Look through the records below, and copy out every line that holds the string "screenshot".

RECORD LIST

::::

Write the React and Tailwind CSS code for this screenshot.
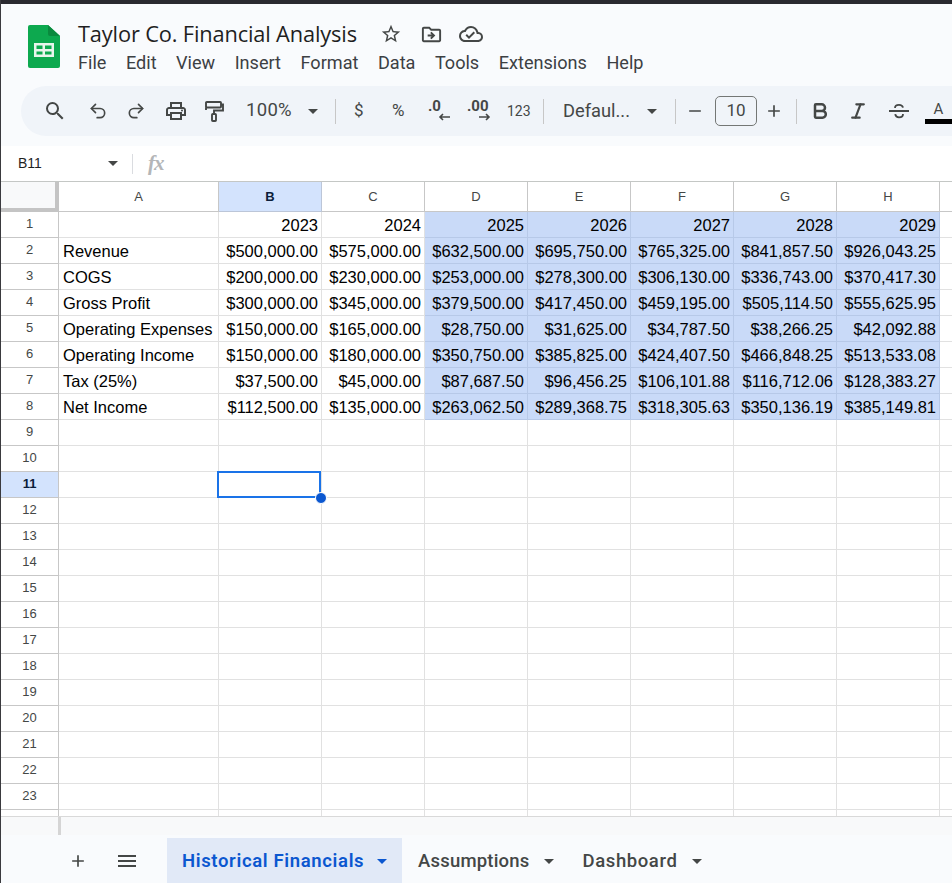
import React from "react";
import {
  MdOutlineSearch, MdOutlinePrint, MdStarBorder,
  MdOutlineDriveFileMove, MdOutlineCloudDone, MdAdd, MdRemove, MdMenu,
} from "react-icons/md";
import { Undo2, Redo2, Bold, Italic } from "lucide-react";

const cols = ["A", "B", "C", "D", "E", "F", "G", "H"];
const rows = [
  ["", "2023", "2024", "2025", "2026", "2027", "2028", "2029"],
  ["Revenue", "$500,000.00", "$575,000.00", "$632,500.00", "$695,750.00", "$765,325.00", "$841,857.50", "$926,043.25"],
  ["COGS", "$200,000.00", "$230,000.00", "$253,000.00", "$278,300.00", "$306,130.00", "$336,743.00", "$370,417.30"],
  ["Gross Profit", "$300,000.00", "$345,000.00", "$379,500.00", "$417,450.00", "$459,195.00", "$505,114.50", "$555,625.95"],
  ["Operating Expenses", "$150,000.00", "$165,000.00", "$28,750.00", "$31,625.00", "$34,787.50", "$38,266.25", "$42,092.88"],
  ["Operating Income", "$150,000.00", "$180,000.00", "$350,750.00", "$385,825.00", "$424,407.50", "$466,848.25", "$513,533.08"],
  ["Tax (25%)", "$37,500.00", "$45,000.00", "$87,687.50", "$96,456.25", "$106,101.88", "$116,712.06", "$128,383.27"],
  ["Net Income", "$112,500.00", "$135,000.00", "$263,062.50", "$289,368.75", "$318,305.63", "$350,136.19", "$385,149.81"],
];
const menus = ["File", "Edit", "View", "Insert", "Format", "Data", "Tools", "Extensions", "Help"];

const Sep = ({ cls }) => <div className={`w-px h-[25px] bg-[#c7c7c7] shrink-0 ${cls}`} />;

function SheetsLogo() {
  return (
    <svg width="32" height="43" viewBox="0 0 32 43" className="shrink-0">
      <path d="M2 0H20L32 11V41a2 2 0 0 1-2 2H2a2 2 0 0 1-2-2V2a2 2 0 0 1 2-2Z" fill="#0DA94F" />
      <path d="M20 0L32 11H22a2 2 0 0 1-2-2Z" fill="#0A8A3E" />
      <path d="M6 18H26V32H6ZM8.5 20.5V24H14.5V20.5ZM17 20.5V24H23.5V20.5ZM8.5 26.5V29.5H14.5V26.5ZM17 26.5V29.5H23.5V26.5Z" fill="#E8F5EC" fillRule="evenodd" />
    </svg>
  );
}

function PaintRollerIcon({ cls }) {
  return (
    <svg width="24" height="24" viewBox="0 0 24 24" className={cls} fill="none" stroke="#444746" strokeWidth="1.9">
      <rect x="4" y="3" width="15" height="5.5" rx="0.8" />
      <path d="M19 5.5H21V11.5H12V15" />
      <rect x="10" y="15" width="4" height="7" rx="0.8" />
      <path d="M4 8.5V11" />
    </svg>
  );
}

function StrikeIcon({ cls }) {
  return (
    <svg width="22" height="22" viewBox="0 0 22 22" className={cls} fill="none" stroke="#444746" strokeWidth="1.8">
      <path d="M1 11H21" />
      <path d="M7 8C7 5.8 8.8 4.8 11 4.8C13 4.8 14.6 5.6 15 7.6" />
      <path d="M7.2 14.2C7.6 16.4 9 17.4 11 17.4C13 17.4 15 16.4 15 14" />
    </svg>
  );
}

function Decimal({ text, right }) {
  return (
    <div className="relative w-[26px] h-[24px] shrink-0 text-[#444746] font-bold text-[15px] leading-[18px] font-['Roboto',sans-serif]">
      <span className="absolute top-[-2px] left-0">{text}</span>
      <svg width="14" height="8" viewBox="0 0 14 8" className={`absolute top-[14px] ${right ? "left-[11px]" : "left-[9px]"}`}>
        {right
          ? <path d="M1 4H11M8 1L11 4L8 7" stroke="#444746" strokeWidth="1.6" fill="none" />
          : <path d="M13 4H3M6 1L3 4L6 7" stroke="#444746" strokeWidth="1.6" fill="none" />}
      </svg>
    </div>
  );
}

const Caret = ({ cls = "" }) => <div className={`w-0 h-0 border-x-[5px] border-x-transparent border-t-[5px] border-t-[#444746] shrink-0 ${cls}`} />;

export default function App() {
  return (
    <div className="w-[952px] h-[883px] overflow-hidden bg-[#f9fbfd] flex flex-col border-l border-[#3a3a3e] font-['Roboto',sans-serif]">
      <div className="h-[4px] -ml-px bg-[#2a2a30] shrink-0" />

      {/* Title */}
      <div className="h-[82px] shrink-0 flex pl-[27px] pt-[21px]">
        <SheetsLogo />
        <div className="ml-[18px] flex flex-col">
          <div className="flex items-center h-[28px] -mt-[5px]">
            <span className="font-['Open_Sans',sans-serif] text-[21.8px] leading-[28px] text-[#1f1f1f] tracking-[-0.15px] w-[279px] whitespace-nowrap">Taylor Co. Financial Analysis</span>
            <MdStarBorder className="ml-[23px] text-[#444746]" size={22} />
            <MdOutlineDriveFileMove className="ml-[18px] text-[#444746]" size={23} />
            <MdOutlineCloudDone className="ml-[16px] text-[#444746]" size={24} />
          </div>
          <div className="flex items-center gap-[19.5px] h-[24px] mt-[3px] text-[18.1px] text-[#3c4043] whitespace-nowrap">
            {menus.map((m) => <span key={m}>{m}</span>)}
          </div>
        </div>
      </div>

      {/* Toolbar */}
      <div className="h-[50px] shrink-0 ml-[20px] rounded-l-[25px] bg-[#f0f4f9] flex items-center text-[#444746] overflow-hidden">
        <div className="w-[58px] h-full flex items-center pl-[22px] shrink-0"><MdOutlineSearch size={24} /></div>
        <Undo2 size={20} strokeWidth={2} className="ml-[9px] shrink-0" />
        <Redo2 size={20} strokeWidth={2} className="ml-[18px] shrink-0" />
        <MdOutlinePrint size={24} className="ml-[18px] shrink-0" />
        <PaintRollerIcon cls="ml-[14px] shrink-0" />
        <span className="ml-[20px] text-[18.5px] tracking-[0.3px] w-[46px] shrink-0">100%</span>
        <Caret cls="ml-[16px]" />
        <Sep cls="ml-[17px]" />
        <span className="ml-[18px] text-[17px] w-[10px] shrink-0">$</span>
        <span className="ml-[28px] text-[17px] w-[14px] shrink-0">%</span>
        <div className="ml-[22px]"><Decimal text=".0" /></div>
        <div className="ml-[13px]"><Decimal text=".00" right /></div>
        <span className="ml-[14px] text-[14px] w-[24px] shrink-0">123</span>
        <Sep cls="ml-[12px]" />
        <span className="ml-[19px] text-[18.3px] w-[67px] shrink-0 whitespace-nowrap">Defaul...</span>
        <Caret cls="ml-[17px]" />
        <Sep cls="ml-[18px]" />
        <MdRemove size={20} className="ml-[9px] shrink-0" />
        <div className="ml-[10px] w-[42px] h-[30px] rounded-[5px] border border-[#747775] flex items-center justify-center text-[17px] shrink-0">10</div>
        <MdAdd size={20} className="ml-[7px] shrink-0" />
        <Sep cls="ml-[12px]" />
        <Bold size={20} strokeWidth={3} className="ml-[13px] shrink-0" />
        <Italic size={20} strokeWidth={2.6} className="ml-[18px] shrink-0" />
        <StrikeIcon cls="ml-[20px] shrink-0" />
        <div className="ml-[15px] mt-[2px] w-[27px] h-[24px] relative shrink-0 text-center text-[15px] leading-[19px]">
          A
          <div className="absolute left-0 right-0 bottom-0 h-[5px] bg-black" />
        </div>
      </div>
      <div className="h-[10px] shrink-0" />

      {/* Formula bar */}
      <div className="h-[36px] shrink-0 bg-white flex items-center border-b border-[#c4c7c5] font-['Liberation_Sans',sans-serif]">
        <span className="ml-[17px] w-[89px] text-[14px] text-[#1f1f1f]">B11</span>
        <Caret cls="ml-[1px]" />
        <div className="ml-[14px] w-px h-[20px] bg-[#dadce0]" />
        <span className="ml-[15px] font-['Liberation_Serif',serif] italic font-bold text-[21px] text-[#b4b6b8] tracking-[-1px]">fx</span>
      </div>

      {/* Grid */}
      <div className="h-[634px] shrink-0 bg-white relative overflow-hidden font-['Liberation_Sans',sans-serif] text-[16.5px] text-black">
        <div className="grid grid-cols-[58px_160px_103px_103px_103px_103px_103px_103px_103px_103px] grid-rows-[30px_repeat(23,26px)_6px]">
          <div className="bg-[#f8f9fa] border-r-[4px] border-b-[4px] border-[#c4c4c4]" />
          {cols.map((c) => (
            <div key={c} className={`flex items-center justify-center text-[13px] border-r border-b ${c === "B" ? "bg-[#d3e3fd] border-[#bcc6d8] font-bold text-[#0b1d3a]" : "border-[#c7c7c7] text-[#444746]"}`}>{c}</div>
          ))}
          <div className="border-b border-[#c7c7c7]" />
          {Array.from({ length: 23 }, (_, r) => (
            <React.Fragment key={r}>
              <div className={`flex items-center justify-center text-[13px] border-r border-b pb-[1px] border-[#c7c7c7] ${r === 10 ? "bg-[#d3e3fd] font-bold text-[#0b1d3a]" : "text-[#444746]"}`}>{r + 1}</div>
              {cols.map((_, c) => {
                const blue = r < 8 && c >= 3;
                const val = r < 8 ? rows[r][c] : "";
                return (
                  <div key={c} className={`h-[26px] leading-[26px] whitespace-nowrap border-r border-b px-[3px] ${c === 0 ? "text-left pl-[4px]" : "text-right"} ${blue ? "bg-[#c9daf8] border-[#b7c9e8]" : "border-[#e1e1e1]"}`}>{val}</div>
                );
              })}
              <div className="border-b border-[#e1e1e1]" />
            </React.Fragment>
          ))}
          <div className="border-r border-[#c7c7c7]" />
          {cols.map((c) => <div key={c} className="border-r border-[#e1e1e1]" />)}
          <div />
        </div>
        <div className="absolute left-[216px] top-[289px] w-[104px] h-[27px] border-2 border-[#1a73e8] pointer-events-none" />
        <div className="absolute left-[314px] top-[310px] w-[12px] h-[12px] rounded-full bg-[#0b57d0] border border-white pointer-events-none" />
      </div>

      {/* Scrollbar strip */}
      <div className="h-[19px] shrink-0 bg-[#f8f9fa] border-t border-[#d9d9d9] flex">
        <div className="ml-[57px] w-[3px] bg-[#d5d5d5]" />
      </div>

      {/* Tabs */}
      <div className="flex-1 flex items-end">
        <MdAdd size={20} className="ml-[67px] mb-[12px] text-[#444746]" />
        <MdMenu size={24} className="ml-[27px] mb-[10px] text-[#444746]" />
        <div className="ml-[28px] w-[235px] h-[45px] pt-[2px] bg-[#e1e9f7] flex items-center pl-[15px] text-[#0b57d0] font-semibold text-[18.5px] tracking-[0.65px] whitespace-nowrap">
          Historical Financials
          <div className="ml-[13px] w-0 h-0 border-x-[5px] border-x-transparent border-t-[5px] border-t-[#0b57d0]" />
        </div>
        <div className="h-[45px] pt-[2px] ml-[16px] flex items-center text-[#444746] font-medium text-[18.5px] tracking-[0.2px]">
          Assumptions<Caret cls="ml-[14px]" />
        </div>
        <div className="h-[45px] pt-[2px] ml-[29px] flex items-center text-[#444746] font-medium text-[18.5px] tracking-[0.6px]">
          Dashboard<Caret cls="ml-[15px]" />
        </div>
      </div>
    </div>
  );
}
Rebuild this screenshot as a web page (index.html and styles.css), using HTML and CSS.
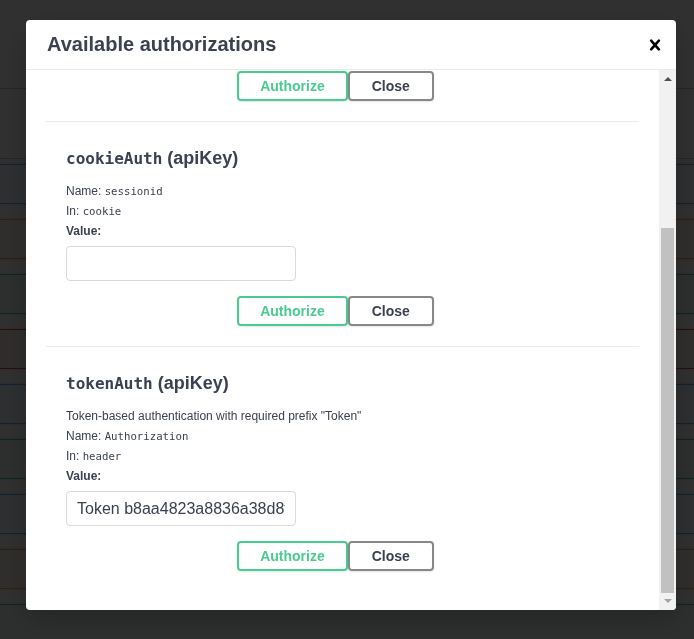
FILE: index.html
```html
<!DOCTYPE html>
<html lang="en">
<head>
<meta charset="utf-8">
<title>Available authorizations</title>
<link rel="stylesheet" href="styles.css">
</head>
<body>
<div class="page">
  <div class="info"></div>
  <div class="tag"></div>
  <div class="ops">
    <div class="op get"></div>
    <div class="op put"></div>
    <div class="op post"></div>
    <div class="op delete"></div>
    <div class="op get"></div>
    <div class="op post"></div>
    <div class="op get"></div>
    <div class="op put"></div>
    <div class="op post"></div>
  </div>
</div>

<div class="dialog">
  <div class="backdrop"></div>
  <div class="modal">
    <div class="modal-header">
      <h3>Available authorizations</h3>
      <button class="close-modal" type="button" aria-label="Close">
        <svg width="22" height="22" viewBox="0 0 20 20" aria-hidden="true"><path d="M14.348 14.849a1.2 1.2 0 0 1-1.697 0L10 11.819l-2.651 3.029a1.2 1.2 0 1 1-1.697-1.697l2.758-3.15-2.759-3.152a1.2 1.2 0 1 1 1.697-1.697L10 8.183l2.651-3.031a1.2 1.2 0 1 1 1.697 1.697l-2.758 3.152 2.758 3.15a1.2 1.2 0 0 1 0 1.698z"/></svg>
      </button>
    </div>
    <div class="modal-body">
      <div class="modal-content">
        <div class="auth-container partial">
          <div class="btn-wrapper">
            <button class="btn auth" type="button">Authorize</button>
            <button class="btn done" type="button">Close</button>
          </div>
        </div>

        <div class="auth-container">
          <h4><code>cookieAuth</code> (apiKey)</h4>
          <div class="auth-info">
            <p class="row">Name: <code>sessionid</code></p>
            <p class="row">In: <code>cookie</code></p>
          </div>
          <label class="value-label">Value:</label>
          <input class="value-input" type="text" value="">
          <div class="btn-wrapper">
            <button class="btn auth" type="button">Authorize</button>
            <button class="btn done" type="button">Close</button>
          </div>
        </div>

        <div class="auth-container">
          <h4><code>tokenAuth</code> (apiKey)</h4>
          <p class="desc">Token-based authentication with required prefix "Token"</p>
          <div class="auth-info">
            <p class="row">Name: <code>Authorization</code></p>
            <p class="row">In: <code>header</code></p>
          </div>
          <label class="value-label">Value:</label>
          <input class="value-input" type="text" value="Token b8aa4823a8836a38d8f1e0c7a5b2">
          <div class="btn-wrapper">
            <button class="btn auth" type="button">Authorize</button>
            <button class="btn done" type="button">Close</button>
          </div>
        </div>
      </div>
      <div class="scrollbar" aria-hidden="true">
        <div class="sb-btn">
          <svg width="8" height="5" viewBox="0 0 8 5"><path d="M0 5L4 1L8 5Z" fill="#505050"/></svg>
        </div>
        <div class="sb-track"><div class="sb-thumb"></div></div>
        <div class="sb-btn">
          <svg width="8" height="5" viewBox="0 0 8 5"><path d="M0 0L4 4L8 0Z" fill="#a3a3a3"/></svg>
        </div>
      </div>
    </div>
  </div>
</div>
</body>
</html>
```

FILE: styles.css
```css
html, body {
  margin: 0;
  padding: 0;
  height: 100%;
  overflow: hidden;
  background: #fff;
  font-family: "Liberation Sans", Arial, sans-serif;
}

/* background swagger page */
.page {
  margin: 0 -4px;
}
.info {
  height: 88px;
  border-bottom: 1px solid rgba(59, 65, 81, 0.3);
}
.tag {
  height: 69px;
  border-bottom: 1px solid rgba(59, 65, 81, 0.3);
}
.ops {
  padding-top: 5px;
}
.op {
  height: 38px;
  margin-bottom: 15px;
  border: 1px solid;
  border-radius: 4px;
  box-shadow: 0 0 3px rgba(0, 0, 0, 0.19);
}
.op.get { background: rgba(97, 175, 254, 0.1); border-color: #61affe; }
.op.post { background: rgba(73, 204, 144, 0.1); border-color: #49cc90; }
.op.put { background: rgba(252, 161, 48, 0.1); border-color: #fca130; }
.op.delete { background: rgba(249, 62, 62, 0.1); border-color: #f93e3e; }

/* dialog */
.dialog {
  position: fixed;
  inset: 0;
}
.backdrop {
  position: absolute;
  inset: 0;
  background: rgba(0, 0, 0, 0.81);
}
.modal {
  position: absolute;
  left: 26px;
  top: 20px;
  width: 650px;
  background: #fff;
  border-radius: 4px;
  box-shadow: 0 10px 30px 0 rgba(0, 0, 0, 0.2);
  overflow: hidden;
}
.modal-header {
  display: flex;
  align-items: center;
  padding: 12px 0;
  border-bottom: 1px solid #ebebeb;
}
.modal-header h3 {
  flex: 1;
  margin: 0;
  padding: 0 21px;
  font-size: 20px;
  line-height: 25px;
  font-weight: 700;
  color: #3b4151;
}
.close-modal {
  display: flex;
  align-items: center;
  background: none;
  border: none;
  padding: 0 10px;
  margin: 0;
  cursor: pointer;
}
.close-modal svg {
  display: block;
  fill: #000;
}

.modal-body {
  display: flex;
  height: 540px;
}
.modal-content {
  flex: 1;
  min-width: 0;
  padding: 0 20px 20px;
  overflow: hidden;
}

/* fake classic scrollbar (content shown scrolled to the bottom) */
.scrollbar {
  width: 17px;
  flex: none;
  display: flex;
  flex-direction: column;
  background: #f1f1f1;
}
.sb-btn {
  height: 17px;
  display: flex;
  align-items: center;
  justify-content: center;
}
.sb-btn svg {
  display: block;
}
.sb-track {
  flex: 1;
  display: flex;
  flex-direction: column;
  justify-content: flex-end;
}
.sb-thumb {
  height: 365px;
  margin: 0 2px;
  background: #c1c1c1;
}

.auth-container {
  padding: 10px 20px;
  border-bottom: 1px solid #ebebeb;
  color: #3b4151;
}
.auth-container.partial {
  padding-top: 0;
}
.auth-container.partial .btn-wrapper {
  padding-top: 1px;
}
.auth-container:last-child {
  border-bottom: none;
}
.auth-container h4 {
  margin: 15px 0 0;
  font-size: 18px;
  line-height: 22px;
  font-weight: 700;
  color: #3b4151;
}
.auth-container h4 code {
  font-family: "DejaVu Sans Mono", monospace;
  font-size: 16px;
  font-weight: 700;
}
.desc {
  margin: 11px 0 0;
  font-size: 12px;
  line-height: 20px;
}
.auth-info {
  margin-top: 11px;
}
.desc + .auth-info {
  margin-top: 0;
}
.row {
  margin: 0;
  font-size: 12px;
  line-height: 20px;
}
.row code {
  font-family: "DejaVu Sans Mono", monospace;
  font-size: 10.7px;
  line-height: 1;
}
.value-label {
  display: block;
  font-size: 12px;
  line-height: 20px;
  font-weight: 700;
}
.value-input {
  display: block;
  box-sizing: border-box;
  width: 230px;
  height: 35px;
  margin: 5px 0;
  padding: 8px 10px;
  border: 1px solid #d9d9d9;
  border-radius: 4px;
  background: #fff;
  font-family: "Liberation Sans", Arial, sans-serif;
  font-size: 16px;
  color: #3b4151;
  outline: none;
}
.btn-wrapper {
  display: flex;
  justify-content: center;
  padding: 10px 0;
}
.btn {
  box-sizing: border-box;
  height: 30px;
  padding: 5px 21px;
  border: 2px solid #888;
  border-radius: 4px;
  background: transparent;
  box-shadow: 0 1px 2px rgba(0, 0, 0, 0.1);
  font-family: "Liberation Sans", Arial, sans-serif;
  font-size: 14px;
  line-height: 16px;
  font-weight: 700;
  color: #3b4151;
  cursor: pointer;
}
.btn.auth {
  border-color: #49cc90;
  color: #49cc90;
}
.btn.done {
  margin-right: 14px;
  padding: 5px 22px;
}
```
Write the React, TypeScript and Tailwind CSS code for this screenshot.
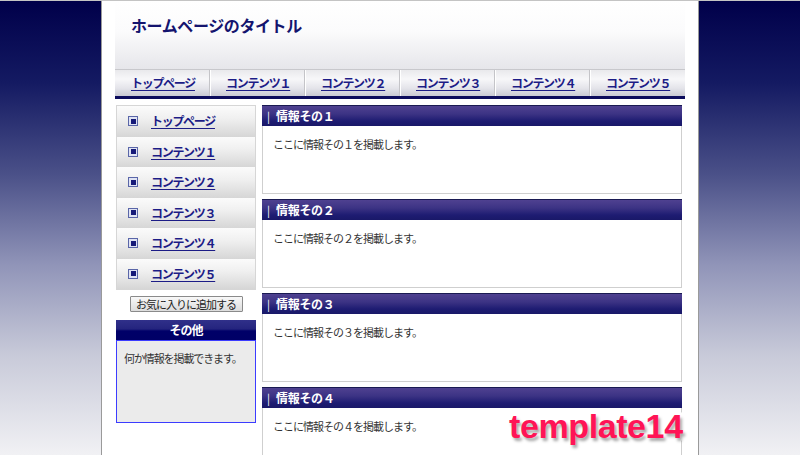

::::

EXERCISE RESPONSE
Write the React and Tailwind CSS code for this screenshot.
Rebuild this screenshot as a web page (index.html and styles.css), using HTML and CSS.
Write the React, TypeScript and Tailwind CSS code for this screenshot.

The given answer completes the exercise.